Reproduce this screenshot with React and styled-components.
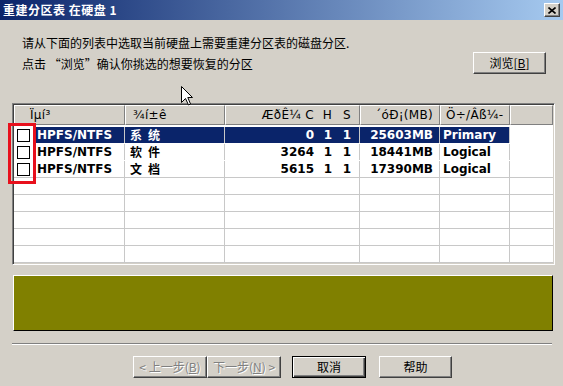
import React from 'react'
import styled, { createGlobalStyle, css } from 'styled-components'

const CJK = `"Noto Sans CJK SC", "DejaVu Sans", sans-serif`
const LATIN = `"DejaVu Sans", "Noto Sans CJK SC", sans-serif`

const GlobalStyle = createGlobalStyle`
  html, body {
    margin: 0;
    padding: 0;
    background: #d4d0c8;
  }
  body {
    font-family: ${LATIN};
  }
`

const Window = styled.div`
  position: relative;
  width: 563px;
  height: 386px;
  background: #d4d0c8;
  display: flex;
  flex-direction: column;
  overflow: hidden;
`

const TitleBar = styled.div`
  height: 20px;
  flex: none;
  display: flex;
  align-items: center;
  justify-content: space-between;
  padding: 0 3px;
  background: linear-gradient(to right, #0a246a, #a6caf0);
`

const Title = styled.span`
  color: #fff;
  font: bold 12px/20px ${CJK};
  letter-spacing: 0.5px;
`

const CloseButton = styled.div`
  width: 16px;
  height: 14px;
  box-sizing: border-box;
  background: #d4d0c8;
  border: 1px solid;
  border-color: #fff #404040 #404040 #fff;
  box-shadow: inset -1px -1px #808080;
  display: flex;
  align-items: center;
  justify-content: center;
`

const Intro = styled.div`
  display: flex;
  justify-content: space-between;
  align-items: flex-start;
  height: 83px;
  box-sizing: border-box;
  padding: 15px 17px 0 22px;
`

const Lines = styled.div`
  display: flex;
  flex-direction: column;
  gap: 5px;
`

const Line = styled.div`
  font: 12px/16px ${CJK};
  color: #000;
`

const Button = styled.button`
  width: ${(p) => p.$w || 74}px;
  height: 22px;
  box-sizing: border-box;
  margin: 0;
  padding: 0;
  background: #d4d0c8;
  font: 12px/18px ${CJK};
  color: ${(p) => (p.disabled ? '#808080' : '#000')};
  text-shadow: ${(p) => (p.disabled ? '1px 1px #fff' : 'none')};
  border: 1px solid;
  border-color: #fff #404040 #404040 #fff;
  box-shadow: inset -1px -1px #808080;
  ${(p) =>
    p.$default &&
    css`
      border-color: #000;
      box-shadow: inset 1px 1px #fff, inset -1px -1px #404040,
        inset -2px -2px #808080;
    `}
`

const List = styled.div`
  margin-left: 12px;
  width: 543px;
  box-sizing: border-box;
  border: 1px solid;
  border-color: #808080 #fff #fff #808080;
  box-shadow: inset 1px 1px #404040, inset -1px -1px #d4d0c8;
  padding: 1px;
  background: #fff;
`

const HeaderRow = styled.div`
  display: flex;
  height: 20px;
  margin-bottom: 2px;
`

const HeaderCell = styled.div`
  width: ${(p) => p.$w}px;
  flex: none;
  box-sizing: border-box;
  background: #d4d0c8;
  border: 1px solid;
  border-color: #fff #808080 #808080 #fff;
  display: flex;
  align-items: center;
  justify-content: ${(p) => (p.$right ? 'flex-end' : 'flex-start')};
  padding: ${(p) => p.$pad || '0'};
  font: 12px/16px ${LATIN};
  letter-spacing: 0.3px;
  color: #000;
  white-space: pre;
`

const Row = styled.div`
  display: flex;
  height: 17px;
  box-sizing: border-box;
  border-bottom: 1px solid ${(p) => (p.$lined ? '#c8c8c8' : 'transparent')};
`

const Cell = styled.div`
  width: ${(p) => p.$w}px;
  flex: none;
  box-sizing: border-box;
  border-right: ${(p) => (p.$last ? 'none' : '1px solid #c8c8c8')};
  background: ${(p) => (p.$sel ? '#0a246a' : 'transparent')};
  color: ${(p) => (p.$sel ? '#fff' : '#000')};
  display: flex;
  align-items: center;
  justify-content: ${(p) => (p.$right ? 'flex-end' : 'flex-start')};
  padding: ${(p) => p.$pad || '0'};
  font: bold 12px/15px ${LATIN};
  white-space: pre;
  overflow: hidden;
`

const CjkText = styled.span`
  font: bold 12px/14px ${CJK};
  letter-spacing: 6px;
`

const Chs = styled.div`
  width: 100%;
  display: grid;
  grid-template-columns: 1fr 18px 19px;
  justify-items: end;
  align-items: center;
`

const Checkbox = styled.span`
  width: 13px;
  height: 13px;
  flex: none;
  box-sizing: border-box;
  border: 1px solid #000;
  background: #fff;
  margin: 0 6px 0 3px;
`

const Label = styled.span`
  flex: 1;
  align-self: stretch;
  display: flex;
  align-items: center;
  padding-left: 1px;
  background: ${(p) => (p.$sel ? '#0a246a' : 'transparent')};
  color: ${(p) => (p.$sel ? '#fff' : '#000')};
`

const StatusPanel = styled.div`
  margin: 10px 0 0 13px;
  width: 540px;
  height: 56px;
  box-sizing: border-box;
  background: #808000;
  border: 1px solid;
  border-color: #fff #000 #000 #fff;
`

const Separator = styled.div`
  margin: 12px 0 0 12px;
  width: 540px;
  border-top: 1px solid #808080;
  border-bottom: 1px solid #fff;
`

const ButtonRow = styled.div`
  display: flex;
  margin-top: 11px;
  padding-left: 133px;
`

const Annotation = styled.div`
  position: absolute;
  left: 8px;
  top: 123px;
  width: 28px;
  height: 61px;
  box-sizing: border-box;
  border: 3px solid #e8101c;
  pointer-events: none;
`

const Cursor = styled.svg`
  position: absolute;
  left: 181px;
  top: 86px;
`

const COLS = [111, 100, 135, 80, 70, 43]

const PARTITIONS = [
  { fs: 'HPFS/NTFS', label: '系统', c: '0', h: '1', s: '1', size: '25603MB', type: 'Primary' },
  { fs: 'HPFS/NTFS', label: '软件', c: '3264', h: '1', s: '1', size: '18441MB', type: 'Logical' },
  { fs: 'HPFS/NTFS', label: '文档', c: '5615', h: '1', s: '1', size: '17390MB', type: 'Logical' },
]

const EMPTY_ROWS = 5

export default function App() {
  return (
    <Window>
      <GlobalStyle />
      <TitleBar>
        <Title>重建分区表 在硬盘 1</Title>
        <CloseButton>
          <svg width="8" height="7" viewBox="0 0 8 7">
            <path d="M0.5 0.5 L7.5 6.5 M7.5 0.5 L0.5 6.5" stroke="#000" strokeWidth="1.6" />
          </svg>
        </CloseButton>
      </TitleBar>

      <Intro>
        <Lines>
          <Line>请从下面的列表中选取当前硬盘上需要重建分区表的磁盘分区.</Line>
          <Line>点击 “浏览”确认你挑选的想要恢复的分区</Line>
        </Lines>
        <Button $w={73} style={{ marginTop: 17 }}>
          浏览[<u>B</u>]
        </Button>
      </Intro>

      <List>
        <HeaderRow>
          <HeaderCell $w={COLS[0]} $pad="0 0 0 15px">Ïµí³</HeaderCell>
          <HeaderCell $w={COLS[1]} $pad="0 0 0 7px">¾í±ê</HeaderCell>
          <HeaderCell $w={COLS[2]} $pad="0 8px 0 0">
            <Chs>
              <span>ÆðÊ¼ C</span>
              <span>H</span>
              <span>S</span>
            </Chs>
          </HeaderCell>
          <HeaderCell $w={COLS[3]} $right $pad="0 6px 0 0">´óÐ¡(MB)</HeaderCell>
          <HeaderCell $w={COLS[4]} $pad="0 0 0 5px">Ö÷/Âß¼-</HeaderCell>
          <HeaderCell $w={COLS[5]} />
        </HeaderRow>

        {PARTITIONS.map((p, i) => {
          const sel = i === 0
          return (
            <Row key={`${p.label}-${i}`} $lined={i === PARTITIONS.length - 1}>
              <Cell $w={COLS[0]}>
                <Checkbox />
                <Label $sel={sel}>{p.fs}</Label>
              </Cell>
              <Cell $w={COLS[1]} $sel={sel} $pad="0 0 0 5px">
                <CjkText>{p.label}</CjkText>
              </Cell>
              <Cell $w={COLS[2]} $sel={sel} $pad="0 8px 0 0">
                <Chs>
                  <span>{p.c}</span>
                  <span>{p.h}</span>
                  <span>{p.s}</span>
                </Chs>
              </Cell>
              <Cell $w={COLS[3]} $sel={sel} $right $pad="0 6px 0 0">
                {p.size}
              </Cell>
              <Cell $w={COLS[4]} $sel={sel} $pad="0 0 0 3px">
                {p.type}
              </Cell>
              <Cell $w={COLS[5]} $last />
            </Row>
          )
        })}

        {Array.from({ length: EMPTY_ROWS }).map((_, i) => (
          <Row key={`empty-${i}`} $lined>
            {COLS.map((w, j) => (
              <Cell key={j} $w={w} $last={j === COLS.length - 1} />
            ))}
          </Row>
        ))}
      </List>

      <StatusPanel />
      <Separator />

      <ButtonRow>
        <Button disabled>
          &lt; 上一步(<u>B</u>)
        </Button>
        <Button disabled>
          下一步(<u>N</u>) &gt;
        </Button>
        <Button $default style={{ marginLeft: 11 }}>
          取消
        </Button>
        <Button $w={73} style={{ marginLeft: 13 }}>
          帮助
        </Button>
      </ButtonRow>

      <Annotation />
      <Cursor width="13" height="20" viewBox="0 0 13 20">
        <path
          d="M0.5 0.5 L0.5 16.5 L4.5 12.5 L7.5 19 L9.5 18 L6.8 11.5 L11.5 11.5 Z"
          fill="#fff"
          stroke="#000"
          strokeWidth="1"
        />
      </Cursor>
    </Window>
  )
}
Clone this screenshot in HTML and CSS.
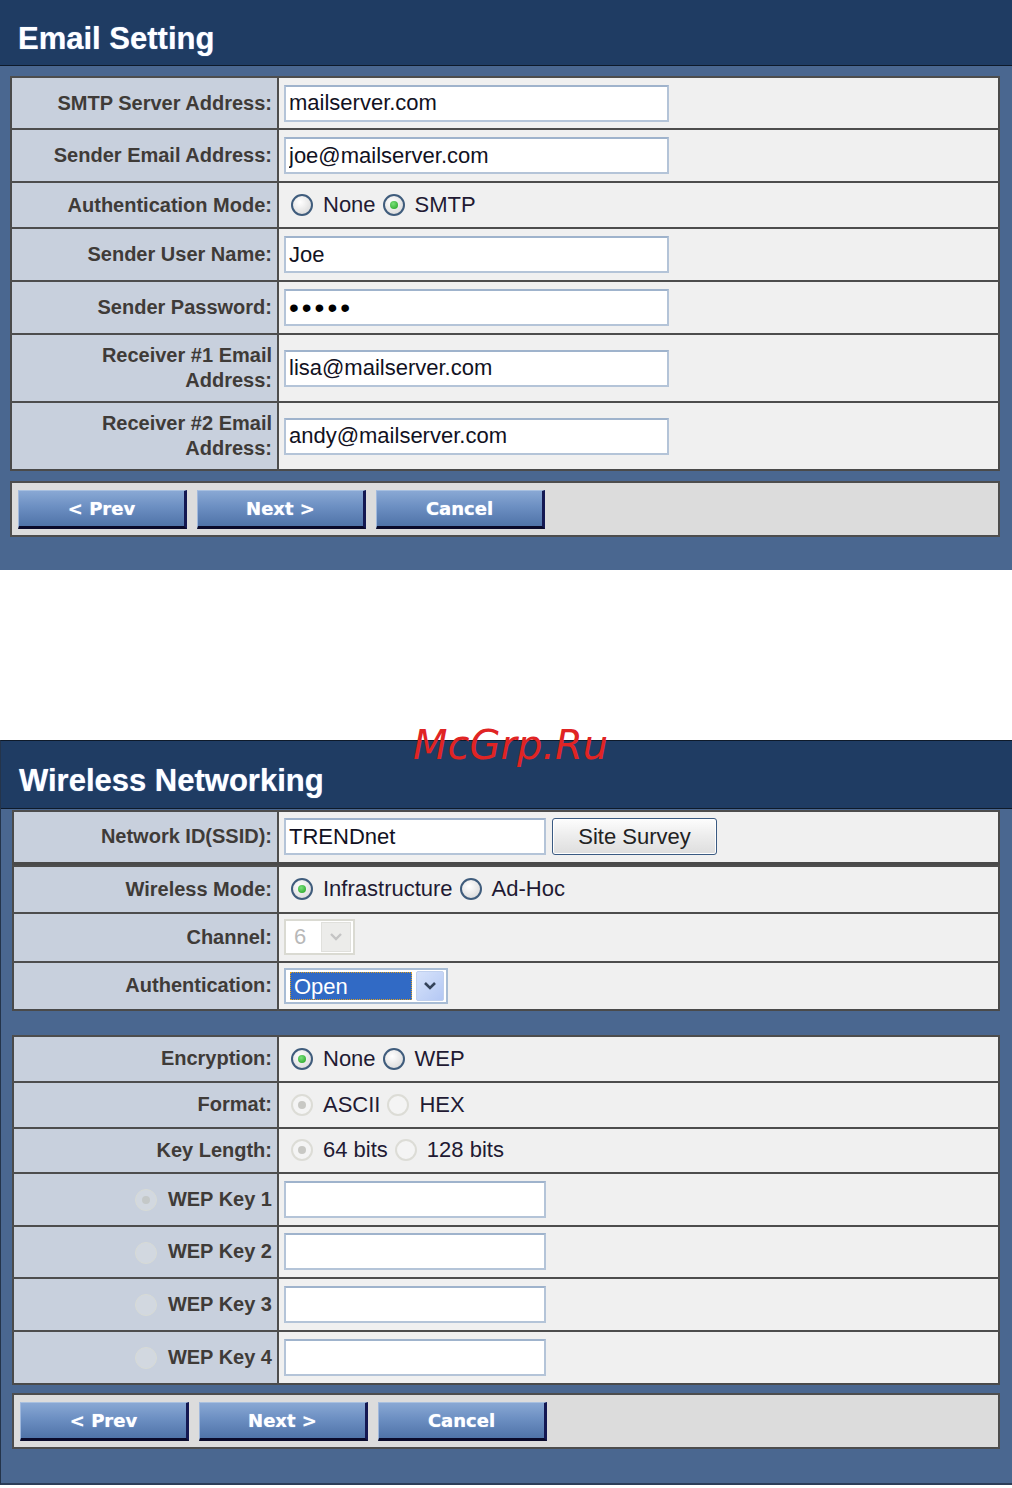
FILE: index.html
```html
<html>
<head>
<meta charset="utf-8">
<link rel="stylesheet" href="styles.css">
</head>
<body>

<div class="panel email">
   <div class="head">Email Setting</div>
   <div class="body">
      <table class="form">
         <tr class="r52">
            <td class="lbl">SMTP Server Address:</td>
            <td class="val"><input class="txt wide" type="text" value="mailserver.com"></td>
         </tr>
         <tr class="r53">
            <td class="lbl">Sender Email Address:</td>
            <td class="val"><input class="txt wide" type="text" value="joe@mailserver.com"></td>
         </tr>
         <tr class="r46">
            <td class="lbl">Authentication Mode:</td>
            <td class="val"><span class="opt"><span class="radio"></span>None</span><span class="opt"><span class="radio on"></span>SMTP</span></td>
         </tr>
         <tr class="r53">
            <td class="lbl">Sender User Name:</td>
            <td class="val"><input class="txt wide" type="text" value="Joe"></td>
         </tr>
         <tr class="r53">
            <td class="lbl">Sender Password:</td>
            <td class="val"><input class="txt wide pw" type="password" value="abcde"></td>
         </tr>
         <tr class="r68">
            <td class="lbl">Receiver #1 Email<br>Address:</td>
            <td class="val"><input class="txt wide" type="text" value="lisa@mailserver.com"></td>
         </tr>
         <tr class="r68">
            <td class="lbl">Receiver #2 Email<br>Address:</td>
            <td class="val"><input class="txt wide" type="text" value="andy@mailserver.com"></td>
         </tr>
      </table>
      <div class="bar">
         <button class="btn">&lt; Prev</button>
         <button class="btn">Next &gt;</button>
         <button class="btn">Cancel</button>
      </div>
   </div>
</div>

<div class="gap"></div>

<div class="panel wireless">
   <div class="mark">McGrp.Ru</div>
   <div class="head">Wireless Networking</div>
   <div class="body">
      <table class="form first">
         <tr class="r52">
            <td class="lbl">Network ID(SSID):</td>
            <td class="val"><input class="txt short" type="text" value="TRENDnet"><button class="survey">Site Survey</button></td>
         </tr>
      </table>
      <table class="form">
         <tr class="r47">
            <td class="lbl">Wireless Mode:</td>
            <td class="val"><span class="opt"><span class="radio on"></span>Infrastructure</span><span class="opt"><span class="radio"></span>Ad-Hoc</span></td>
         </tr>
         <tr class="r49">
            <td class="lbl">Channel:</td>
            <td class="val">
               <span class="sel off"><span class="face">6</span><span class="arrow"><svg width="14" height="10" viewBox="0 0 14 10"><path d="M2 2 L7 7 L12 2" fill="none" stroke="#c4c4c4" stroke-width="2.4"/></svg></span></span>
            </td>
         </tr>
         <tr class="r48">
            <td class="lbl">Authentication:</td>
            <td class="val">
               <span class="sel auth"><span class="face">Open</span><span class="arrow"><svg width="14" height="10" viewBox="0 0 14 10"><path d="M2 2 L7 7 L12 2" fill="none" stroke="#34435a" stroke-width="2.6"/></svg></span></span>
            </td>
         </tr>
      </table>

      <table class="form second">
         <tr class="r46">
            <td class="lbl">Encryption:</td>
            <td class="val"><span class="opt"><span class="radio on"></span>None</span><span class="opt"><span class="radio"></span>WEP</span></td>
         </tr>
         <tr class="r46">
            <td class="lbl">Format:</td>
            <td class="val"><span class="opt"><span class="radio dis on"></span>ASCII</span><span class="opt"><span class="radio dis"></span>HEX</span></td>
         </tr>
         <tr class="r45">
            <td class="lbl">Key Length:</td>
            <td class="val"><span class="opt"><span class="radio dis on"></span>64 bits</span><span class="opt"><span class="radio dis"></span>128 bits</span></td>
         </tr>
         <tr class="r53">
            <td class="lbl"><span class="radio faint on"></span>WEP Key 1</td>
            <td class="val"><input class="txt short" type="text" value=""></td>
         </tr>
         <tr class="r52">
            <td class="lbl"><span class="radio faint"></span>WEP Key 2</td>
            <td class="val"><input class="txt short" type="text" value=""></td>
         </tr>
         <tr class="r53">
            <td class="lbl"><span class="radio faint"></span>WEP Key 3</td>
            <td class="val"><input class="txt short" type="text" value=""></td>
         </tr>
         <tr class="r53">
            <td class="lbl"><span class="radio faint"></span>WEP Key 4</td>
            <td class="val"><input class="txt short" type="text" value=""></td>
         </tr>
      </table>
      <div class="bar">
         <button class="btn">&lt; Prev</button>
         <button class="btn">Next &gt;</button>
         <button class="btn">Cancel</button>
      </div>
   </div>
</div>

</body>
</html>
```

FILE: styles.css
```css
body{
   margin: 0;
   background: #ffffff;
   font-family: "Liberation Sans", Arial, sans-serif;
   position: relative;
}

.panel{
   background: #4a6790;
   width: 1012px;
   box-sizing: border-box;
}
.panel .head{
   background: #1f3c63;
   color: #ffffff;
   font-weight: bold;
   font-size: 31px;
   height: 66px;
   box-sizing: border-box;
   padding: 21px 0 0 18px;
   border-bottom: 1px solid #0e1a2a;
   text-shadow: 0 0 1px #8ab4ff;
}
.email .body{
   padding: 10px 12px 33px 10px;
}

.gap{
   height: 170px;
}

.wireless{
   position: relative;
   border-top: 1px solid #0e1a2a;
   border-left: 1px solid #24344a;
   border-bottom: 2px solid #2c3e58;
}
.wireless .head{
   height: 68px;
   padding: 22px 0 0 18px;
}
.wireless .body{
   padding: 1px 12px 34px 11px;
}
.wireless td.lbl{
   width: 258px;
}

.mark{
   position: absolute;
   left: 412px;
   top: -16px;
   font-family: "DejaVu Sans", sans-serif;
   font-style: italic;
   font-size: 40px;
   line-height: 1;
   color: #e02424;
   z-index: 2;
}

table.form{
   width: 100%;
   border-collapse: collapse;
   border: 2px solid #4a4a4a;
}
table.form td{
   border-top: 2px solid #4d4d4d;
   padding: 0;
   vertical-align: middle;
}
table.first{
   border-bottom-width: 3px;
}
table.second{
   margin-top: 24px;
}

td.lbl{
   width: 260px;
   background: #c8d0dd;
   text-align: right;
   padding-right: 5px !important;
   font-weight: bold;
   font-size: 20px;
   line-height: 25px;
   color: #3f3b38;
   border-right: 2px solid #4d4d4d;
}
td.val{
   background: #f0f0f0;
   padding-left: 5px !important;
   font-size: 22px;
   color: #221a33;
}

tr.r45{ height: 45px; }
tr.r46{ height: 46px; }
tr.r47{ height: 47px; }
tr.r48{ height: 48px; }
tr.r49{ height: 49px; }
tr.r52{ height: 52px; }
tr.r53{ height: 53px; }
tr.r68{ height: 68px; }

.txt{
   height: 37px;
   box-sizing: border-box;
   border: 2px solid #b4c4d8;
   border-top-color: #9fb3cc;
   background: #ffffff;
   font-family: "Liberation Sans", Arial, sans-serif;
   font-size: 22px;
   color: #111122;
   padding: 0 3px;
   vertical-align: middle;
   margin: 0;
}
.wide{ width: 385px; }
.short{ width: 262px; }
.pw{
   font-size: 28px;
   letter-spacing: 3px;
   color: #000000;
}

.survey{
   margin-left: 6px;
   width: 165px;
   height: 37px;
   vertical-align: middle;
   font-family: "Liberation Sans", Arial, sans-serif;
   font-size: 22px;
   color: #222222;
   border: 1px solid #3a5a82;
   border-radius: 3px;
   background: linear-gradient(#fdfdfd, #ececec 50%, #dedede);
   box-shadow: inset 0 0 0 1px #ffffff;
}

.opt{
   display: inline-flex;
   align-items: center;
}
.radio{
   display: inline-block;
   width: 18px;
   height: 18px;
   border: 2px solid #3f5c7c;
   border-radius: 50%;
   background: radial-gradient(circle at 40% 35%, #ffffff, #dcdcdc 80%);
   margin: 0 10px 0 7px;
   position: relative;
   vertical-align: middle;
}
.radio.on::after{
   content: "";
   position: absolute;
   left: 5px;
   top: 5px;
   width: 8px;
   height: 8px;
   border-radius: 50%;
   background: radial-gradient(circle at 40% 35%, #7be07b, #1ea01e);
}
.radio.dis{
   border-color: #dcdcd6;
   background: #f4f4f4;
}
.radio.dis.on::after{
   background: #c8c8c4;
}
.radio.faint{
   border: 1px solid #d8dbd6;
   width: 20px;
   height: 20px;
   background: #d2d8e0;
   margin: 0 11px 0 0;
}
.radio.faint.on::after{
   left: 6px;
   top: 6px;
   background: #c4c8c8;
}

.sel{
   display: inline-flex;
   align-items: center;
   height: 36px;
   box-sizing: border-box;
   vertical-align: middle;
   padding: 2px;
}
.sel.off{
   width: 71px;
   border: 2px solid #dadad2;
   background: #ffffff;
}
.sel.off .face{
   flex: 1;
   color: #b8b8b8;
   padding-left: 6px;
}
.sel.off .arrow{
   width: 30px;
   height: 30px;
   background: #ececea;
   border: 1px solid #e0e0dc;
   display: flex;
   align-items: center;
   justify-content: center;
   box-sizing: border-box;
}
.sel.auth{
   width: 164px;
   border: 2px solid #a8bcd4;
   background: #ffffff;
}
.sel.auth .face{
   width: 122px;
   height: 28px;
   line-height: 28px;
   box-sizing: border-box;
   background: #316ac5;
   color: #ffffff;
   border: 1px dotted #e0a020;
   padding-left: 3px;
   margin-left: 2px;
}
.sel.auth .arrow{
   margin-left: 4px;
   width: 28px;
   height: 30px;
   background: linear-gradient(135deg, #d6e2fa, #b4c8f4);
   border: 1px solid #c0d0ee;
   border-radius: 2px;
   display: flex;
   align-items: center;
   justify-content: center;
   box-sizing: border-box;
}

.bar{
   margin-top: 10px;
   height: 56px;
   box-sizing: border-box;
   border: 2px solid #4d4d4d;
   background: #dcdcdc;
   padding: 7px 6px;
   display: flex;
   gap: 10px;
}
.wireless .bar{
   margin-top: 8px;
}
.btn{
   width: 169px;
   height: 39px;
   font-family: "DejaVu Sans", Verdana, sans-serif;
   font-weight: bold;
   font-size: 18px;
   color: #ffffff;
   background: linear-gradient(#89a8d4, #6c8fc2 45%, #4f73a8);
   border-top: 1px solid #a8c0e0;
   border-left: 1px solid #a0b8dc;
   border-right: 3px solid #141852;
   border-bottom: 3px solid #0a0a2a;
   padding: 0;
   text-shadow: 0 0 1px #c8dcff;
}
```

=-=-=

* WHAT IS ASKED
Your task is to list each line of the records with the word "React".

* REPLY TO THE TASK
Reproduce this screenshot with React and styled-components.
import React from 'react'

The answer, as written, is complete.